Begin Given data
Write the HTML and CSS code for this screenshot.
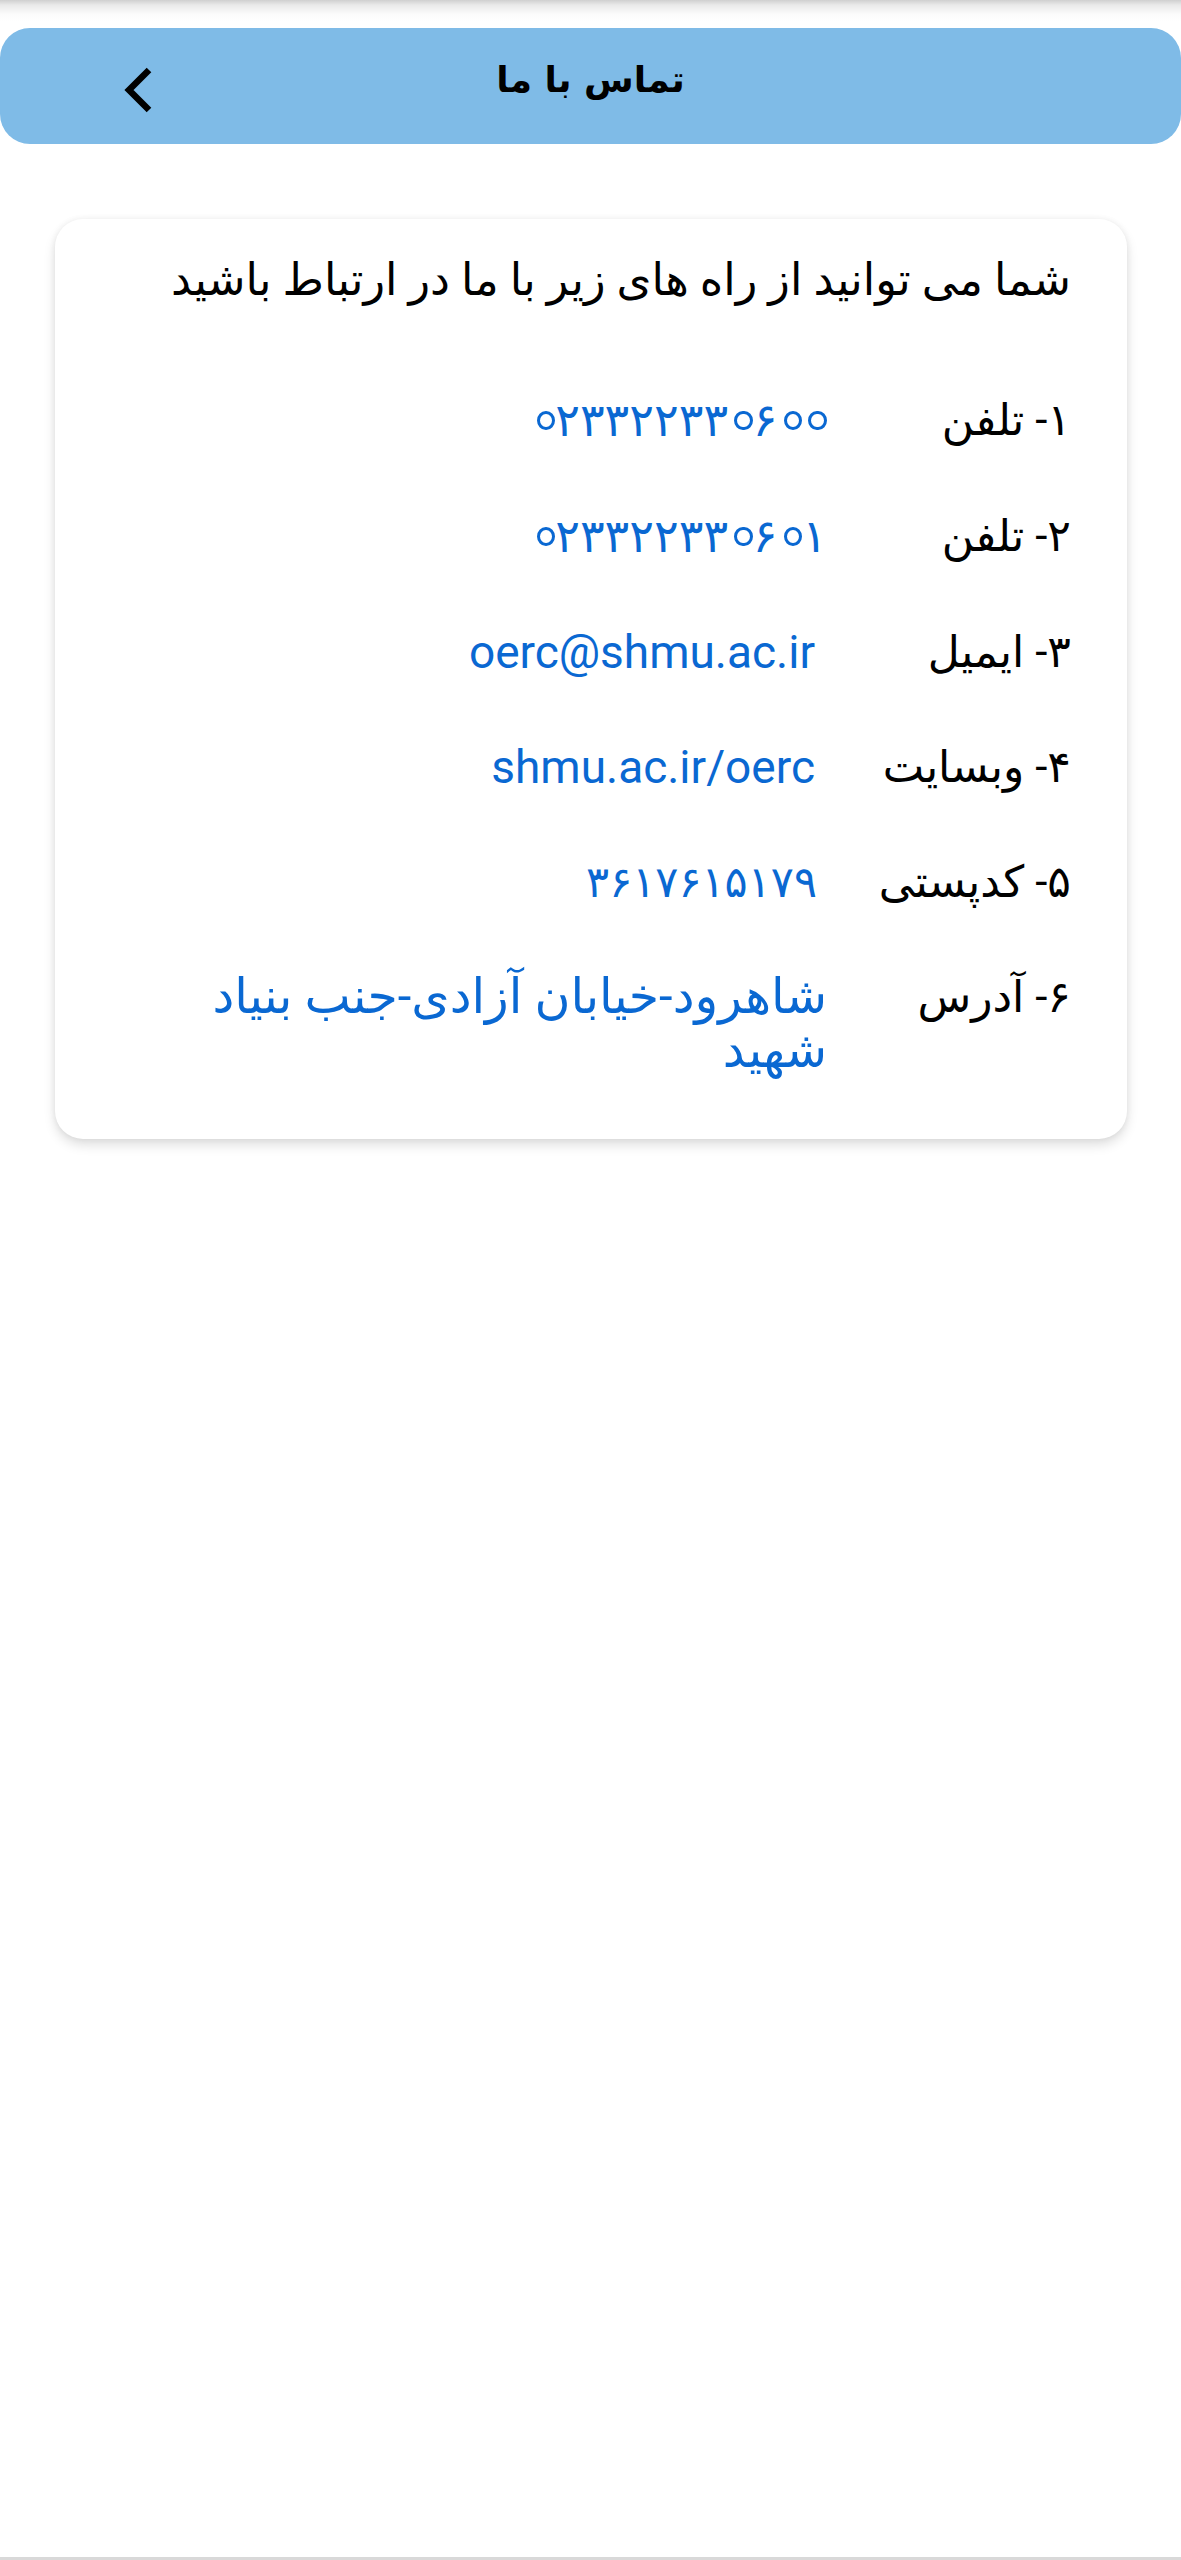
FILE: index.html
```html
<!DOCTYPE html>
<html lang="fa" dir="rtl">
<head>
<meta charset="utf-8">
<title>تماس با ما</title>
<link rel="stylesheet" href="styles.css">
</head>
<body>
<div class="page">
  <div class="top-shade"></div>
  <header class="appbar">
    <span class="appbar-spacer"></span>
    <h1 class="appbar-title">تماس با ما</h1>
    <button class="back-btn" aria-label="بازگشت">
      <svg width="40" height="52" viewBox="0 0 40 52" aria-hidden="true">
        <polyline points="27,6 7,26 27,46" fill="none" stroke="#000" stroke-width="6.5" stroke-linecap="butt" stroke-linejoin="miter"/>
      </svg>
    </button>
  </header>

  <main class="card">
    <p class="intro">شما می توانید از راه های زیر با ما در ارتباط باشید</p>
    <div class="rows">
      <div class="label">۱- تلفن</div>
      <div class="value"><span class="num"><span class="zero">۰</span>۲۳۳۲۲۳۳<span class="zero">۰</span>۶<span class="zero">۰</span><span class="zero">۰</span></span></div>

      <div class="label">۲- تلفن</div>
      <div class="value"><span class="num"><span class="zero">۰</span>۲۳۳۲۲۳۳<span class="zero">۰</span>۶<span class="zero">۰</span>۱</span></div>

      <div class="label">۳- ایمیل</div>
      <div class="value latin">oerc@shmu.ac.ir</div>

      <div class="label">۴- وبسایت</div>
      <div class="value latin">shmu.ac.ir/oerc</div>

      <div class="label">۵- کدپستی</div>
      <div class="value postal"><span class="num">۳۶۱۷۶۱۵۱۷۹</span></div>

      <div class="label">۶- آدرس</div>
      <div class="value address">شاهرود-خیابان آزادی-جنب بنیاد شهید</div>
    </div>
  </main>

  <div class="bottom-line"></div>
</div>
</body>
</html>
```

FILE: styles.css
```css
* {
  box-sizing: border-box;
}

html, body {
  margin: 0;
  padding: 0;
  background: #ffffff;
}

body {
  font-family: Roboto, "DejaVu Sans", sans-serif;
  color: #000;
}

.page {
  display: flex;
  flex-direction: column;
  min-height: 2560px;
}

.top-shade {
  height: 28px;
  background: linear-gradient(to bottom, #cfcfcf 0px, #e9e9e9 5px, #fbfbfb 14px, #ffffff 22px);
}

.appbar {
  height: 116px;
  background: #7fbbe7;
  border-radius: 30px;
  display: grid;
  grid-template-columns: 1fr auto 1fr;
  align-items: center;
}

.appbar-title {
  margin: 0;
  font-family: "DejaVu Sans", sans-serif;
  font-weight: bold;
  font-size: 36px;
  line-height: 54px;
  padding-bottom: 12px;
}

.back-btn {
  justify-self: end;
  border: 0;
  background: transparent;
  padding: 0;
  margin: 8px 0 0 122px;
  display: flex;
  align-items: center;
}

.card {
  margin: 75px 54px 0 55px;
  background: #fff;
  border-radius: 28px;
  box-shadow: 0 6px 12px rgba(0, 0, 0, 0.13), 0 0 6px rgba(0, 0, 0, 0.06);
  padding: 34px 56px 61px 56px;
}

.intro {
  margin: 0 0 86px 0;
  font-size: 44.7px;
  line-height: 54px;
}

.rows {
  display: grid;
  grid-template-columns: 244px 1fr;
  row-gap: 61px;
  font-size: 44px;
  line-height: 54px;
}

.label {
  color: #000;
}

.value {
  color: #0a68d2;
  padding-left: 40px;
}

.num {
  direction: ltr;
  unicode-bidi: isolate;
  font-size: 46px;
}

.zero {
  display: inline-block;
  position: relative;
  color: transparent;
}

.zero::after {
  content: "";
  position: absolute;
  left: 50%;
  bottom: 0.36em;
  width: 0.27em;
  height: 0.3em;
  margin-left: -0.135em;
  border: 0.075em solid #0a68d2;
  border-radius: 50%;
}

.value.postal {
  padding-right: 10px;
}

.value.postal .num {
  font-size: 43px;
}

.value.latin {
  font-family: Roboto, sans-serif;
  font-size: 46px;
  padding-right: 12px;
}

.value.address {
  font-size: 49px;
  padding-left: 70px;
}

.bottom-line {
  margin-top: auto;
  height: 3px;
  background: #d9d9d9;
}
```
End Given data
■ Exercise objective ■
Copy all the data exactly as written, but skip any picture.

■ Written response ■
Write the HTML and CSS code for this screenshot.
FILE: index.html
```html
<!DOCTYPE html>
<html lang="fa" dir="rtl">
<head>
<meta charset="utf-8">
<title>تماس با ما</title>
<link rel="stylesheet" href="styles.css">
</head>
<body>
<div class="page">
  <div class="top-shade"></div>
  <header class="appbar">
    <span class="appbar-spacer"></span>
    <h1 class="appbar-title">تماس با ما</h1>
    <button class="back-btn" aria-label="بازگشت">
      <svg width="40" height="52" viewBox="0 0 40 52" aria-hidden="true">
        <polyline points="27,6 7,26 27,46" fill="none" stroke="#000" stroke-width="6.5" stroke-linecap="butt" stroke-linejoin="miter"/>
      </svg>
    </button>
  </header>

  <main class="card">
    <p class="intro">شما می توانید از راه های زیر با ما در ارتباط باشید</p>
    <div class="rows">
      <div class="label">۱- تلفن</div>
      <div class="value"><span class="num"><span class="zero">۰</span>۲۳۳۲۲۳۳<span class="zero">۰</span>۶<span class="zero">۰</span><span class="zero">۰</span></span></div>

      <div class="label">۲- تلفن</div>
      <div class="value"><span class="num"><span class="zero">۰</span>۲۳۳۲۲۳۳<span class="zero">۰</span>۶<span class="zero">۰</span>۱</span></div>

      <div class="label">۳- ایمیل</div>
      <div class="value latin">oerc@shmu.ac.ir</div>

      <div class="label">۴- وبسایت</div>
      <div class="value latin">shmu.ac.ir/oerc</div>

      <div class="label">۵- کدپستی</div>
      <div class="value postal"><span class="num">۳۶۱۷۶۱۵۱۷۹</span></div>

      <div class="label">۶- آدرس</div>
      <div class="value address">شاهرود-خیابان آزادی-جنب بنیاد شهید</div>
    </div>
  </main>

  <div class="bottom-line"></div>
</div>
</body>
</html>
```

FILE: styles.css
```css
* {
  box-sizing: border-box;
}

html, body {
  margin: 0;
  padding: 0;
  background: #ffffff;
}

body {
  font-family: Roboto, "DejaVu Sans", sans-serif;
  color: #000;
}

.page {
  display: flex;
  flex-direction: column;
  min-height: 2560px;
}

.top-shade {
  height: 28px;
  background: linear-gradient(to bottom, #cfcfcf 0px, #e9e9e9 5px, #fbfbfb 14px, #ffffff 22px);
}

.appbar {
  height: 116px;
  background: #7fbbe7;
  border-radius: 30px;
  display: grid;
  grid-template-columns: 1fr auto 1fr;
  align-items: center;
}

.appbar-title {
  margin: 0;
  font-family: "DejaVu Sans", sans-serif;
  font-weight: bold;
  font-size: 36px;
  line-height: 54px;
  padding-bottom: 12px;
}

.back-btn {
  justify-self: end;
  border: 0;
  background: transparent;
  padding: 0;
  margin: 8px 0 0 122px;
  display: flex;
  align-items: center;
}

.card {
  margin: 75px 54px 0 55px;
  background: #fff;
  border-radius: 28px;
  box-shadow: 0 6px 12px rgba(0, 0, 0, 0.13), 0 0 6px rgba(0, 0, 0, 0.06);
  padding: 34px 56px 61px 56px;
}

.intro {
  margin: 0 0 86px 0;
  font-size: 44.7px;
  line-height: 54px;
}

.rows {
  display: grid;
  grid-template-columns: 244px 1fr;
  row-gap: 61px;
  font-size: 44px;
  line-height: 54px;
}

.label {
  color: #000;
}

.value {
  color: #0a68d2;
  padding-left: 40px;
}

.num {
  direction: ltr;
  unicode-bidi: isolate;
  font-size: 46px;
}

.zero {
  display: inline-block;
  position: relative;
  color: transparent;
}

.zero::after {
  content: "";
  position: absolute;
  left: 50%;
  bottom: 0.36em;
  width: 0.27em;
  height: 0.3em;
  margin-left: -0.135em;
  border: 0.075em solid #0a68d2;
  border-radius: 50%;
}

.value.postal {
  padding-right: 10px;
}

.value.postal .num {
  font-size: 43px;
}

.value.latin {
  font-family: Roboto, sans-serif;
  font-size: 46px;
  padding-right: 12px;
}

.value.address {
  font-size: 49px;
  padding-left: 70px;
}

.bottom-line {
  margin-top: auto;
  height: 3px;
  background: #d9d9d9;
}
```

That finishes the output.